Records shown:
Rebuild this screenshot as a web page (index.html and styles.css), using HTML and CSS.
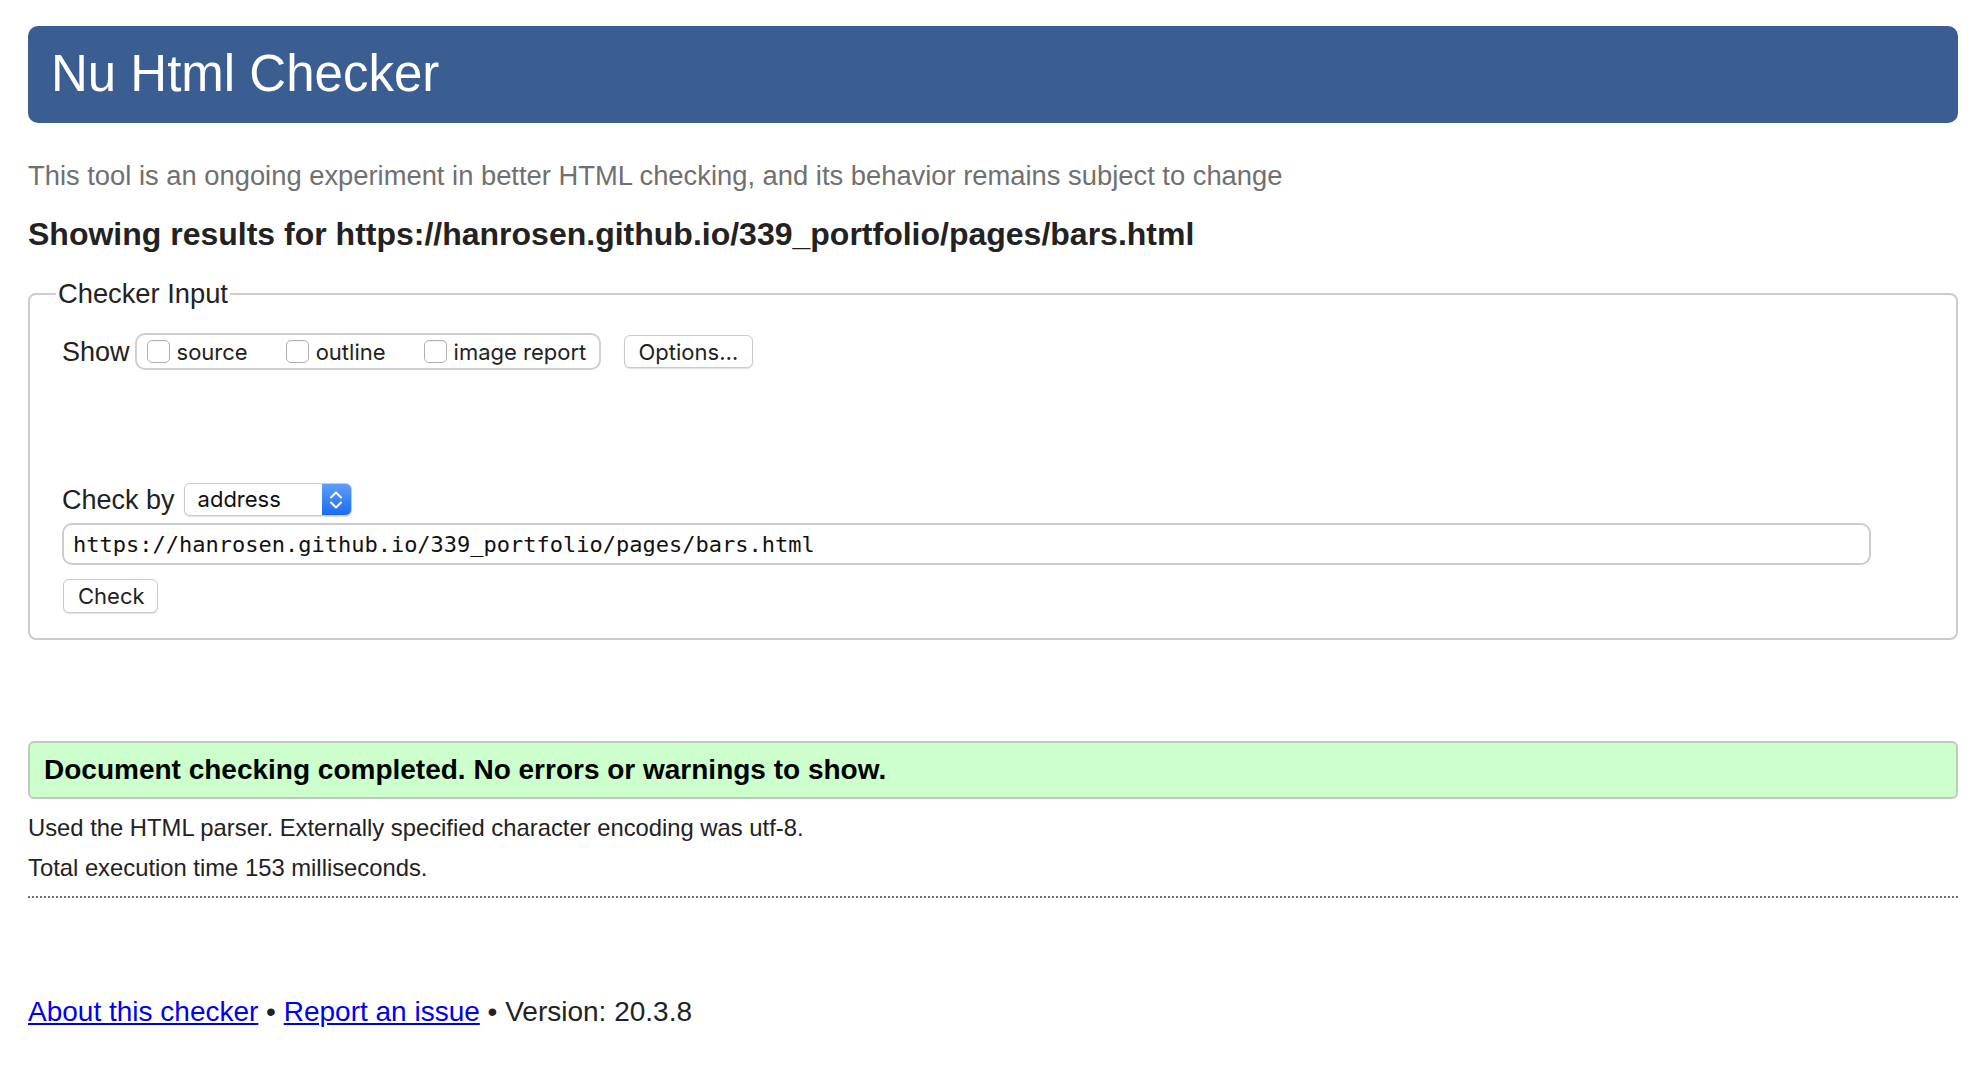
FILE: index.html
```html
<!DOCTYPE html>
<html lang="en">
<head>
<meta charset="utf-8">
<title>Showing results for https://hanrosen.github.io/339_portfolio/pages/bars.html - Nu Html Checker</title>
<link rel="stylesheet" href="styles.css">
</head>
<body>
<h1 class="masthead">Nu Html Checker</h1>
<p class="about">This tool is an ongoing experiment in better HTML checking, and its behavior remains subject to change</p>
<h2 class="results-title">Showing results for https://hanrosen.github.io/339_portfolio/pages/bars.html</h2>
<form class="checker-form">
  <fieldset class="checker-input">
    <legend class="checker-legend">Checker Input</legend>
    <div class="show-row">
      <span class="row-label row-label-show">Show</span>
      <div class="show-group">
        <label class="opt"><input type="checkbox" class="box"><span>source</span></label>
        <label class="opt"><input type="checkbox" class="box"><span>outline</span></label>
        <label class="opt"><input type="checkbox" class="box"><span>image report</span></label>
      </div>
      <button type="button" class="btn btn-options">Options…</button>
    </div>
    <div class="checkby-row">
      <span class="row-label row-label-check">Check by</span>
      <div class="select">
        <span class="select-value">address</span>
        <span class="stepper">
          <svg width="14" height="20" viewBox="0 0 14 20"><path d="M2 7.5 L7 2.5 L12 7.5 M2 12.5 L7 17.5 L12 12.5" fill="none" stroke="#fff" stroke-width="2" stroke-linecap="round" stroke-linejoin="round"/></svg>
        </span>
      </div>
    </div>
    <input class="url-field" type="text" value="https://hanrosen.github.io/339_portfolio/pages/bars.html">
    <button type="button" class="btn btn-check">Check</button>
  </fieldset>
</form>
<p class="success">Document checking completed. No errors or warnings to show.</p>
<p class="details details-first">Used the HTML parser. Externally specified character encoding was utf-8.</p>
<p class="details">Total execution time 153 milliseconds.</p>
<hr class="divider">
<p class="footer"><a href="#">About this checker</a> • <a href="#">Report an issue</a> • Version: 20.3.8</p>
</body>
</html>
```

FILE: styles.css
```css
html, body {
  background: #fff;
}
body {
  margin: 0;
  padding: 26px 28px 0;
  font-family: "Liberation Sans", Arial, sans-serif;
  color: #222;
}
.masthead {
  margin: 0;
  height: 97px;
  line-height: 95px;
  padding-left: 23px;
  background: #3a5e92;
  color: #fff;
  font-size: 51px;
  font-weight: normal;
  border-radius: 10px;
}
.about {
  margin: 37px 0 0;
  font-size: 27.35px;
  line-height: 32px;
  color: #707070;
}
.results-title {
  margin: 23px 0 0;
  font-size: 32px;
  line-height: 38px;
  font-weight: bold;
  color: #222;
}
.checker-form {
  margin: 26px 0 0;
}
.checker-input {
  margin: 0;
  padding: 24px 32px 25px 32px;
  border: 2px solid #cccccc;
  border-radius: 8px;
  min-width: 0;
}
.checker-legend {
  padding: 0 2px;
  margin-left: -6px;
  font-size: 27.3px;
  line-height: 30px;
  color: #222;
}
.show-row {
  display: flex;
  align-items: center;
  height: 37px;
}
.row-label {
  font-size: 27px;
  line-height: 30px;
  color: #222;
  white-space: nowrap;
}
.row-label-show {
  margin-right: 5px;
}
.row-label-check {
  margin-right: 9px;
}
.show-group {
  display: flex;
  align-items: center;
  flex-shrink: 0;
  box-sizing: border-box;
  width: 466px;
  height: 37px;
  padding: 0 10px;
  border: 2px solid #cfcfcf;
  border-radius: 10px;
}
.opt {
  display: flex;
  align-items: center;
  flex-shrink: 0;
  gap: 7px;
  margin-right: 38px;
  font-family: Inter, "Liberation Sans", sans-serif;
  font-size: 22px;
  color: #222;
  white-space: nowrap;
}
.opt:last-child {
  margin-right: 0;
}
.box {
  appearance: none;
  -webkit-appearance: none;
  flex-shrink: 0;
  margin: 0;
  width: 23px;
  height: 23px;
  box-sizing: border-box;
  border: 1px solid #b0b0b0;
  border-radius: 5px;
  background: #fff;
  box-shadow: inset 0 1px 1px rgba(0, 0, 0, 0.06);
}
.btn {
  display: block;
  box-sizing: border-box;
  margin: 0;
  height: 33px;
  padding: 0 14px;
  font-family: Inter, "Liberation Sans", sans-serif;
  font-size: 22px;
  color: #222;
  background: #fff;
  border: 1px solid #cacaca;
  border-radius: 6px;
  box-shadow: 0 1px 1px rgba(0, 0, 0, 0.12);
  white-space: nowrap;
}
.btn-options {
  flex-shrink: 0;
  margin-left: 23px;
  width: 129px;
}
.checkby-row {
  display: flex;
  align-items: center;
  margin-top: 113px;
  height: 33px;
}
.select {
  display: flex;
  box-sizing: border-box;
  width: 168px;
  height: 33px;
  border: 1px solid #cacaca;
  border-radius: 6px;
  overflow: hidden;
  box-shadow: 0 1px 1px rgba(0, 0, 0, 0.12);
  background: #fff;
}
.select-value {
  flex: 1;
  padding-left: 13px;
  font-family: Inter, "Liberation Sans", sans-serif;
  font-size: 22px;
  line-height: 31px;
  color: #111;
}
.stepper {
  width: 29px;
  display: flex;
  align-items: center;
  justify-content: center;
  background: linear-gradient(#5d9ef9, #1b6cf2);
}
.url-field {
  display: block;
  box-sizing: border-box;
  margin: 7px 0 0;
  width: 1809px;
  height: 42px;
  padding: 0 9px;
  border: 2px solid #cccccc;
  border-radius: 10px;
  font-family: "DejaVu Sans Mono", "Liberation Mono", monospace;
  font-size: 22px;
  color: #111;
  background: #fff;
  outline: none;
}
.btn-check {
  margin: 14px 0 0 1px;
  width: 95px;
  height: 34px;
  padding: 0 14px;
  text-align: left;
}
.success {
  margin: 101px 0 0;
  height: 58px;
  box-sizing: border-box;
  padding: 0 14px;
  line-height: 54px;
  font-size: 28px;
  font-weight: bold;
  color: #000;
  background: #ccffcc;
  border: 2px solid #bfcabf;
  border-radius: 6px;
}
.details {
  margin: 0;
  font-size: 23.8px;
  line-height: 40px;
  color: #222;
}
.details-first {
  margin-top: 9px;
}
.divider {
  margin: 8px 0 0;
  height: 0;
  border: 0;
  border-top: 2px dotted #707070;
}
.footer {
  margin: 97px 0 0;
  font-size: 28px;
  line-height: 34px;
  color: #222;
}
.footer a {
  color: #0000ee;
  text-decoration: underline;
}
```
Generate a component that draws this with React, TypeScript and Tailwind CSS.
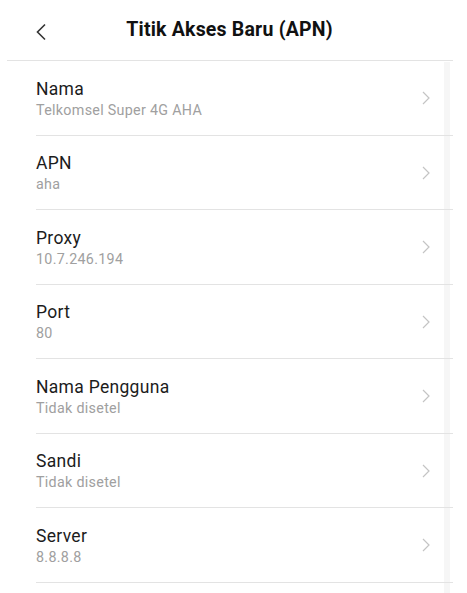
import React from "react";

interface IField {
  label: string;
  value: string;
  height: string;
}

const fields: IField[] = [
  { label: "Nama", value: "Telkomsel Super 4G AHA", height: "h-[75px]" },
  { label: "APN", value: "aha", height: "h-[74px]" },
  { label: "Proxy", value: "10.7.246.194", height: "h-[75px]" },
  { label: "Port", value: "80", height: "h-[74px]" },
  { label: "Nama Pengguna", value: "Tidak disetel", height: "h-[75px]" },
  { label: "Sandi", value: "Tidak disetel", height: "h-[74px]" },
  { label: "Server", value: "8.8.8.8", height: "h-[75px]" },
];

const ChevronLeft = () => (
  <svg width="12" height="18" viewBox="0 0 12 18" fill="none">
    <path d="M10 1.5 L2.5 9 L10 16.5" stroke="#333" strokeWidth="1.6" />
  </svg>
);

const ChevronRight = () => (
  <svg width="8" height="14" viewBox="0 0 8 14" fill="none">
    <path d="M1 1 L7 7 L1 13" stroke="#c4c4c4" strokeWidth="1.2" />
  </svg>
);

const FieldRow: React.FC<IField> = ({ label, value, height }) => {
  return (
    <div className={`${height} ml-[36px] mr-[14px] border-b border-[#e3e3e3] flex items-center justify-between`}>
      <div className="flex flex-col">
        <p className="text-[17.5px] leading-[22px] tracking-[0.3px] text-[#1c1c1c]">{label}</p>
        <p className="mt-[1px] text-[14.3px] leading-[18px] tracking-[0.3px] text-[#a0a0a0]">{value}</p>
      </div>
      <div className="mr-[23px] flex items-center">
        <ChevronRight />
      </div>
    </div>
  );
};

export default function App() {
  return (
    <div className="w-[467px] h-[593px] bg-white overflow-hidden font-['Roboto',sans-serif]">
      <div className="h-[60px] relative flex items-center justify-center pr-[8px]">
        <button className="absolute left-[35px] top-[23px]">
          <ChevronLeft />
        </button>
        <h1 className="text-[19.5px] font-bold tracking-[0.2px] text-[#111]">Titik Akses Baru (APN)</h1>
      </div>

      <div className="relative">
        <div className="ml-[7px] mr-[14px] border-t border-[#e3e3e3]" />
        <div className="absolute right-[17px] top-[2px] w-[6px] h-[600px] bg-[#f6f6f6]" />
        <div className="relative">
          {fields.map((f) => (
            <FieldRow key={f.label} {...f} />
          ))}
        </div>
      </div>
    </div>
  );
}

Exercise:
Output a single number: how many lines contain the word "index".

Completed task:
2